15:03 - 02 Jan 2006 [/y6/ja]
Valerie Forti, of the Education Partnership, had an op-ed (reg. required) in Saturday's Projo about analyzing school costs. Her basic point is a good one: school districts should spend more time bringing their school committee members up to speed about what is in the contracts and what ought to be there. But here's a quote:
They have started to talk about what many have been afraid to say: Union contracts are not about improving student achievement.
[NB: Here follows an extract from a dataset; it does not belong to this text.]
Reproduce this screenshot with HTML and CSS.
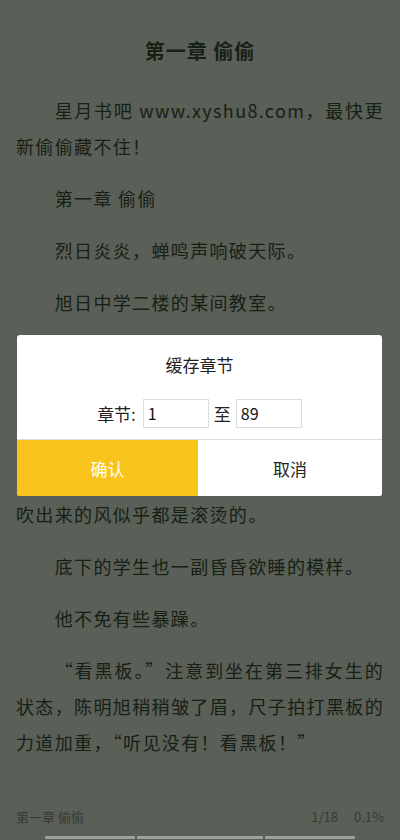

Well I don't know why many were afraid to say it. I have a contract with a company for which I write computer manuals. I think it would be a real stretch for anyone to imagine that my contract with them is even partly about improving the quality of the manuals I write. It has nothing to do with that, really, and I doubt very much that the guys who signed it think it does. Our contract defines the conditions under which I'm going to write the manuals, including how much they'll pay me, what they'll provide me, and what and when I'll deliver. I would resist unilateral changes to the contract we've agreed upon, and I bet the company might object if I just started charging at a higher rate.
Making the manuals better just isn't a contract issue. The company can make things hard for me or easy for me, but I haven't written those things into the contract. I expect that teachers have, in many cases, been able to write those things in, and to the extent that they have, I agree it can be a problem. But when someone like Forti complains that the school day is too short to accommodate some new program, I'd want to know about the program before being upset about it.
There are plenty of valid knocks on the unions that represent our teachers, but what bothers me is that our schools could be so much better than they are, but that the discussion always gets hung up on greedy teachers. Here's how I'd change Forti's formulation around:
They have started to talk about what many have been afraid to say: Attacks on union contracts are not about improving student achievement.
By all means, let's talk about whether teachers deserve their health benefits. But let's not pretend that we're actually discussing how to improve our schools while we do that.